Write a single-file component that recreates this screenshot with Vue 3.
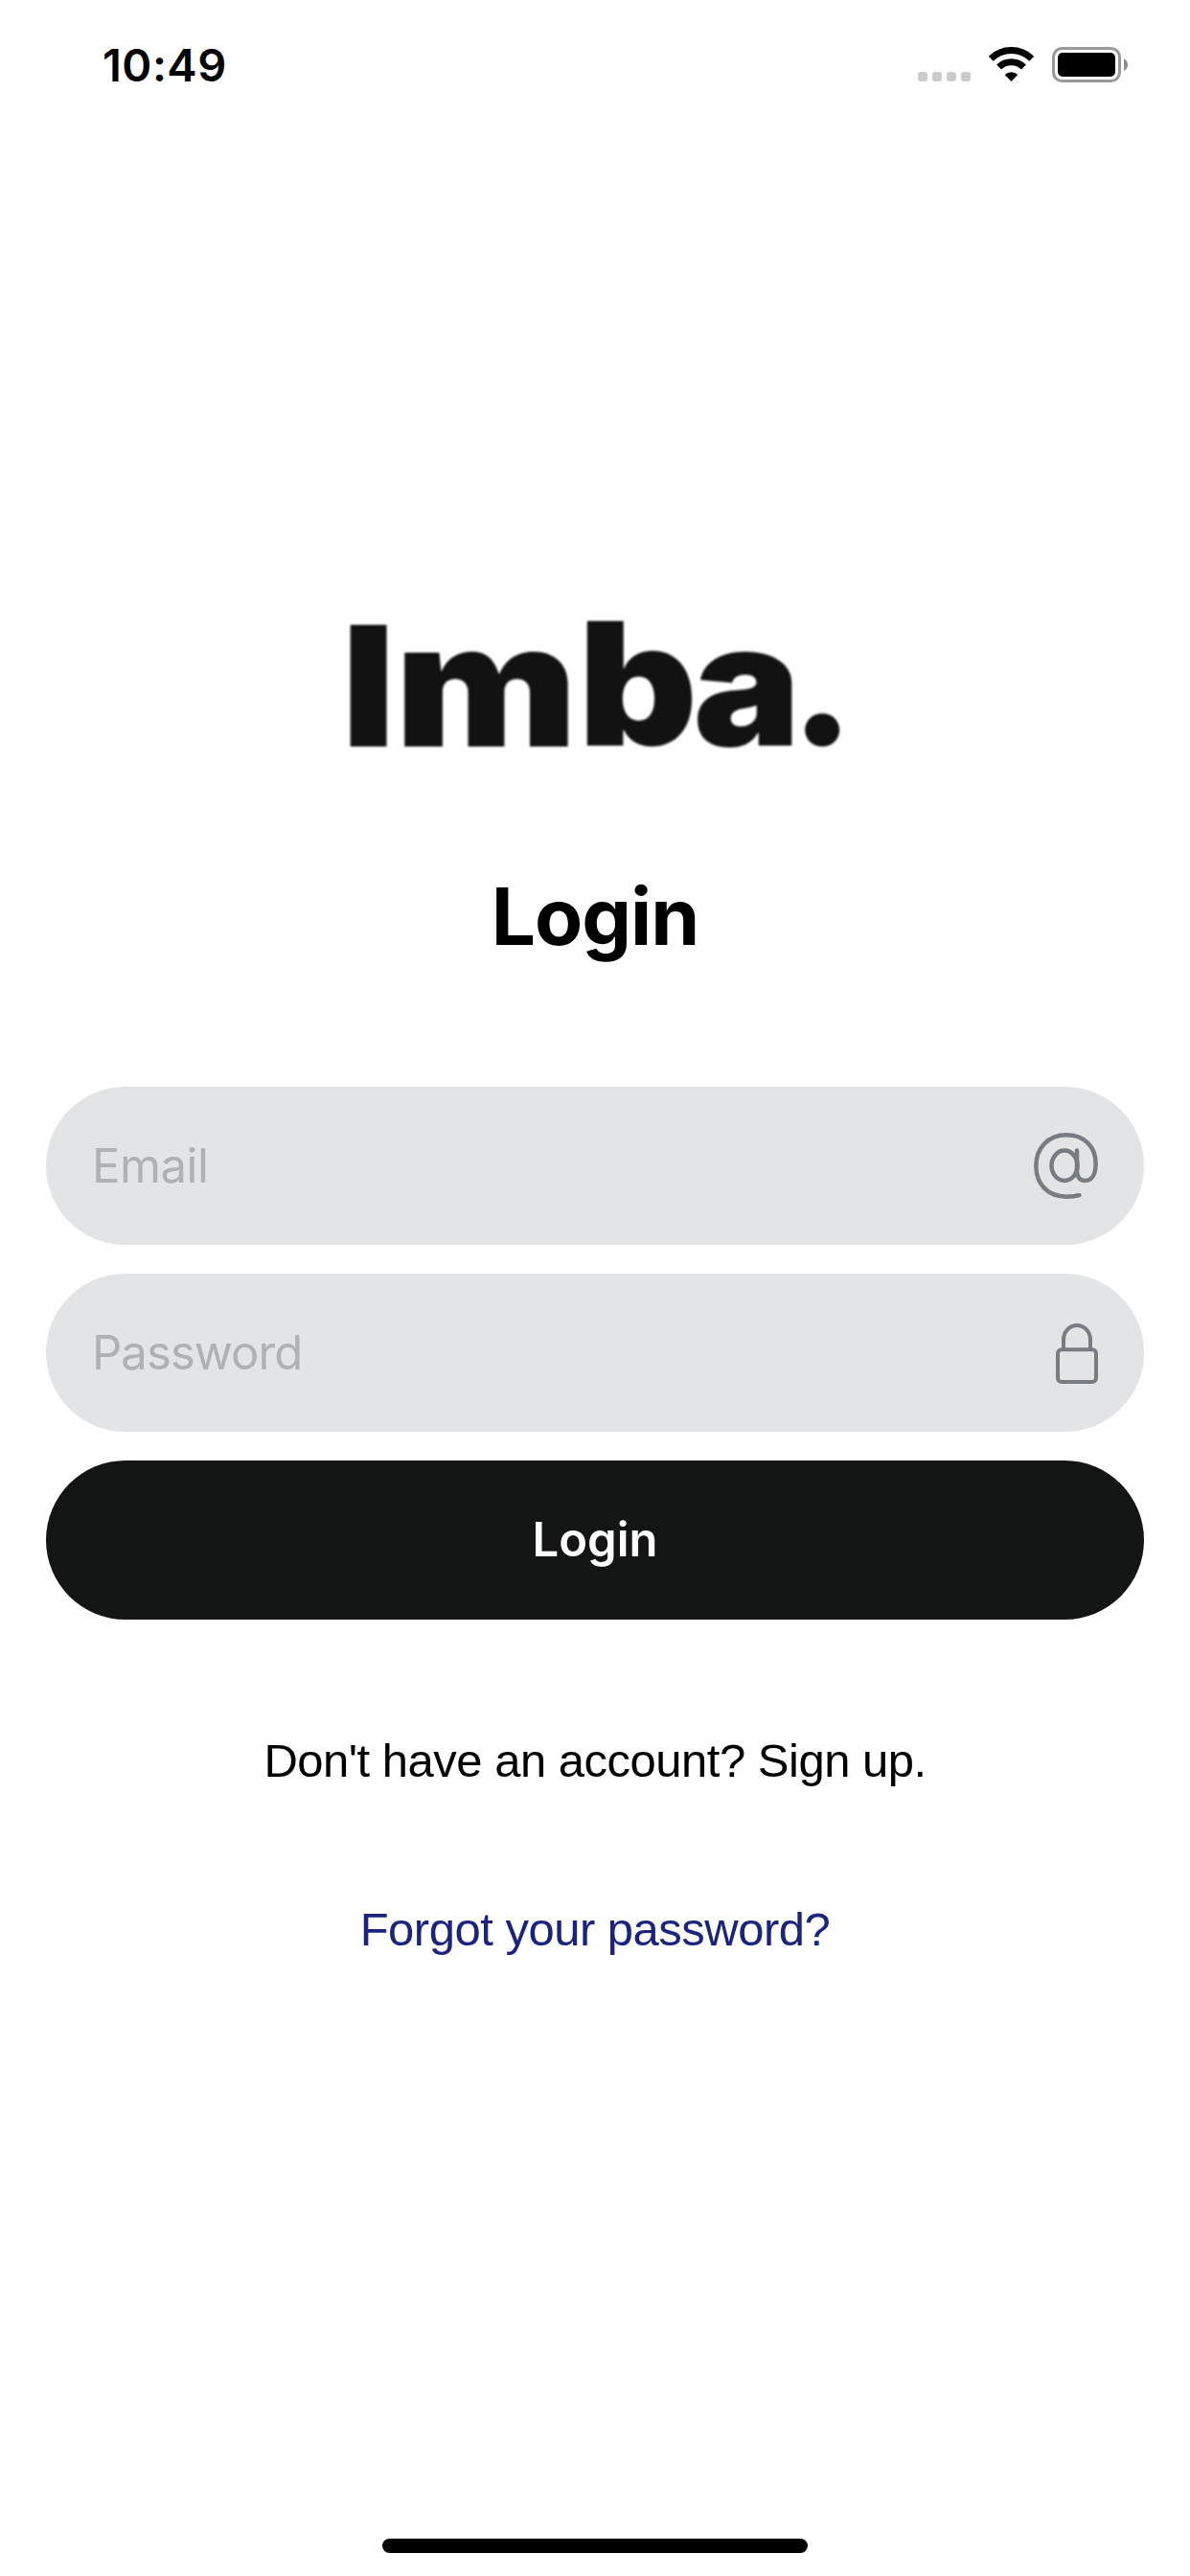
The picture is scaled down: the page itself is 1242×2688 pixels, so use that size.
<script setup>
const wordmark = [
  { char: 'I', transform: 'translate(-8.3 132) scale(1.1 1)' },
  { char: 'm', transform: 'translate(47.2 132) scale(1.16 1.03)' },
  { char: 'b', transform: 'translate(238.2 130.5) scale(1.11 1.03)' },
  { char: 'a', transform: 'translate(358.6 130.5) scale(1.08 1.02)' },
  { char: '.', transform: 'translate(459.8 129.5) scale(1.03 1)' },
]
</script>

<template>
  <div class="screen">
    <header class="status">
      <span class="time">10:49</span>
      <svg class="indicators" width="221" height="38" viewBox="0 0 221 38">
        <g fill="#cbcbcb">
          <rect x="0" y="27" width="10" height="10" rx="3" />
          <rect x="15" y="27" width="10" height="10" rx="3" />
          <rect x="30" y="27" width="10" height="10" rx="3" />
          <rect x="45" y="27" width="10" height="10" rx="3" />
        </g>
        <g fill="none" stroke="#000" stroke-width="7">
          <path d="M76.200 13.200A30.500 30.500 0 0 1 118.800 13.200" />
          <path d="M84.600 22A18.300 18.300 0 0 1 110.400 22" />
        </g>
        <path d="M97.500 37L90.700 30.100A9.700 9.700 0 0 1 104.300 30.100Z" />
        <rect x="141.500" y="2.500" width="69" height="34" rx="9" fill="none" stroke="#999" stroke-width="3" />
        <rect x="146" y="7" width="60" height="25" rx="5" />
        <path d="M215 13.200Q219 15.500 219 19.500T215 26Z" fill="#8c8c8c" />
      </svg>
    </header>

    <main class="content">
      <svg class="logo" width="512" height="132" viewBox="0 0 512 132" role="img" aria-label="Imba.">
        <text v-for="glyph in wordmark" :key="glyph.char" :transform="glyph.transform">{{ glyph.char }}</text>
      </svg>
      <h1 class="title">Login</h1>

      <form class="form" @submit.prevent>
        <label class="field">
          <span class="placeholder">Email</span>
          <svg width="68" height="70" viewBox="0 0 68 70" class="icon at">
            <ellipse cx="33" cy="34.300" rx="13.500" ry="15.700" />
            <path d="M46 18.500V40C46 47 50 50 54.500 50C62 50 65.600 43 65.600 32C65.600 14 53 2.300 35 2.300C16 2.300 3.300 16 3.300 34.500C3.300 54 16 66.700 35 66.700Q43 66.700 48.500 65.200" />
          </svg>
        </label>
        <label class="field">
          <span class="placeholder password">Password</span>
          <svg width="44" height="63" viewBox="0 0 44 63" class="icon lock">
            <rect x="2" y="27.200" width="40" height="33.800" rx="4" />
            <path d="M8 27V17A14 15 0 0 1 36 17V27" />
          </svg>
        </label>
        <button class="button" type="submit">Login</button>
      </form>

      <a class="link signup">Don't have an account? Sign up.</a>
      <a class="link forgot">Forgot your password?</a>
    </main>

    <div class="home-bar"></div>
  </div>
</template>

<style>
body {
  background: #fff;
}
</style>

<style scoped>
.screen {
  display: flex;
  flex-direction: column;
  align-items: center;
  box-sizing: border-box;
  width: 1242px;
  height: 2688px;
  padding-bottom: 24px;
  overflow: hidden;
  color: #000;
  background: #fff;
  font-family: Inter, "Liberation Sans", sans-serif;
}
.status {
  display: flex;
  justify-content: space-between;
  align-items: flex-start;
  box-sizing: border-box;
  width: 100%;
  height: 132px;
  padding: 48px 63px 0 107px;
}
.time {
  font-size: 47px;
  font-weight: 600;
  line-height: 40px;
  letter-spacing: 0.5px;
}
.content {
  display: flex;
  flex-direction: column;
  align-items: center;
  flex: 1;
  width: 1146px;
  padding-top: 515px;
}
.logo {
  display: block;
  flex: none;
  overflow: visible;
  fill: #121212;
  font-size: 174px;
  font-weight: 900;
  filter: blur(1px);
}
.title {
  margin: 128px 0 0;
  font-size: 82px;
  font-weight: 700;
  line-height: 100px;
  letter-spacing: -1px;
}
.form {
  display: flex;
  flex-direction: column;
  gap: 30px;
  width: 100%;
  margin-top: 127px;
}
.field {
  display: flex;
  justify-content: space-between;
  align-items: center;
  box-sizing: border-box;
  height: 165px;
  padding: 0 48px;
  border-radius: 83px;
  background: #e3e4e6;
}
.placeholder {
  color: #b0b1b3;
  font-size: 49px;
  line-height: 60px;
  letter-spacing: -0.45px;
}
.password {
  letter-spacing: -0.93px;
}
.icon {
  fill: none;
  stroke: #777c82;
  stroke-width: 4;
  stroke-linecap: round;
}
.at {
  stroke-width: 4.5;
}
.lock {
  margin-top: 2px;
}
.button {
  height: 166px;
  padding: 0;
  border: 0;
  border-radius: 83px;
  color: #fff;
  background: #131514;
  font: 600 49px/60px Inter, sans-serif;
}
.link {
  font-family: "Liberation Sans", Arial, sans-serif;
  font-size: 49px;
  line-height: 56px;
  letter-spacing: -0.5px;
}
.signup {
  margin-top: 119px;
}
.forgot {
  margin-top: 120px;
  color: #1a237e;
}
.home-bar {
  width: 444px;
  height: 15px;
  border-radius: 8px;
  background: #000;
}
</style>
__________________________________________________
= THE REQUEST =
Go through the listing above and write it out again exactly, dropping the pictures.

= TASK RESPONSE =
Write a single-file component that recreates this screenshot with Vue 3.
The picture is scaled down: the page itself is 1242×2688 pixels, so use that size.
<script setup>
const wordmark = [
  { char: 'I', transform: 'translate(-8.3 132) scale(1.1 1)' },
  { char: 'm', transform: 'translate(47.2 132) scale(1.16 1.03)' },
  { char: 'b', transform: 'translate(238.2 130.5) scale(1.11 1.03)' },
  { char: 'a', transform: 'translate(358.6 130.5) scale(1.08 1.02)' },
  { char: '.', transform: 'translate(459.8 129.5) scale(1.03 1)' },
]
</script>

<template>
  <div class="screen">
    <header class="status">
      <span class="time">10:49</span>
      <svg class="indicators" width="221" height="38" viewBox="0 0 221 38">
        <g fill="#cbcbcb">
          <rect x="0" y="27" width="10" height="10" rx="3" />
          <rect x="15" y="27" width="10" height="10" rx="3" />
          <rect x="30" y="27" width="10" height="10" rx="3" />
          <rect x="45" y="27" width="10" height="10" rx="3" />
        </g>
        <g fill="none" stroke="#000" stroke-width="7">
          <path d="M76.200 13.200A30.500 30.500 0 0 1 118.800 13.200" />
          <path d="M84.600 22A18.300 18.300 0 0 1 110.400 22" />
        </g>
        <path d="M97.500 37L90.700 30.100A9.700 9.700 0 0 1 104.300 30.100Z" />
        <rect x="141.500" y="2.500" width="69" height="34" rx="9" fill="none" stroke="#999" stroke-width="3" />
        <rect x="146" y="7" width="60" height="25" rx="5" />
        <path d="M215 13.200Q219 15.500 219 19.500T215 26Z" fill="#8c8c8c" />
      </svg>
    </header>

    <main class="content">
      <svg class="logo" width="512" height="132" viewBox="0 0 512 132" role="img" aria-label="Imba.">
        <text v-for="glyph in wordmark" :key="glyph.char" :transform="glyph.transform">{{ glyph.char }}</text>
      </svg>
      <h1 class="title">Login</h1>

      <form class="form" @submit.prevent>
        <label class="field">
          <span class="placeholder">Email</span>
          <svg width="68" height="70" viewBox="0 0 68 70" class="icon at">
            <ellipse cx="33" cy="34.300" rx="13.500" ry="15.700" />
            <path d="M46 18.500V40C46 47 50 50 54.500 50C62 50 65.600 43 65.600 32C65.600 14 53 2.300 35 2.300C16 2.300 3.300 16 3.300 34.500C3.300 54 16 66.700 35 66.700Q43 66.700 48.500 65.200" />
          </svg>
        </label>
        <label class="field">
          <span class="placeholder password">Password</span>
          <svg width="44" height="63" viewBox="0 0 44 63" class="icon lock">
            <rect x="2" y="27.200" width="40" height="33.800" rx="4" />
            <path d="M8 27V17A14 15 0 0 1 36 17V27" />
          </svg>
        </label>
        <button class="button" type="submit">Login</button>
      </form>

      <a class="link signup">Don't have an account? Sign up.</a>
      <a class="link forgot">Forgot your password?</a>
    </main>

    <div class="home-bar"></div>
  </div>
</template>

<style>
body {
  background: #fff;
}
</style>

<style scoped>
.screen {
  display: flex;
  flex-direction: column;
  align-items: center;
  box-sizing: border-box;
  width: 1242px;
  height: 2688px;
  padding-bottom: 24px;
  overflow: hidden;
  color: #000;
  background: #fff;
  font-family: Inter, "Liberation Sans", sans-serif;
}
.status {
  display: flex;
  justify-content: space-between;
  align-items: flex-start;
  box-sizing: border-box;
  width: 100%;
  height: 132px;
  padding: 48px 63px 0 107px;
}
.time {
  font-size: 47px;
  font-weight: 600;
  line-height: 40px;
  letter-spacing: 0.5px;
}
.content {
  display: flex;
  flex-direction: column;
  align-items: center;
  flex: 1;
  width: 1146px;
  padding-top: 515px;
}
.logo {
  display: block;
  flex: none;
  overflow: visible;
  fill: #121212;
  font-size: 174px;
  font-weight: 900;
  filter: blur(1px);
}
.title {
  margin: 128px 0 0;
  font-size: 82px;
  font-weight: 700;
  line-height: 100px;
  letter-spacing: -1px;
}
.form {
  display: flex;
  flex-direction: column;
  gap: 30px;
  width: 100%;
  margin-top: 127px;
}
.field {
  display: flex;
  justify-content: space-between;
  align-items: center;
  box-sizing: border-box;
  height: 165px;
  padding: 0 48px;
  border-radius: 83px;
  background: #e3e4e6;
}
.placeholder {
  color: #b0b1b3;
  font-size: 49px;
  line-height: 60px;
  letter-spacing: -0.45px;
}
.password {
  letter-spacing: -0.93px;
}
.icon {
  fill: none;
  stroke: #777c82;
  stroke-width: 4;
  stroke-linecap: round;
}
.at {
  stroke-width: 4.5;
}
.lock {
  margin-top: 2px;
}
.button {
  height: 166px;
  padding: 0;
  border: 0;
  border-radius: 83px;
  color: #fff;
  background: #131514;
  font: 600 49px/60px Inter, sans-serif;
}
.link {
  font-family: "Liberation Sans", Arial, sans-serif;
  font-size: 49px;
  line-height: 56px;
  letter-spacing: -0.5px;
}
.signup {
  margin-top: 119px;
}
.forgot {
  margin-top: 120px;
  color: #1a237e;
}
.home-bar {
  width: 444px;
  height: 15px;
  border-radius: 8px;
  background: #000;
}
</style>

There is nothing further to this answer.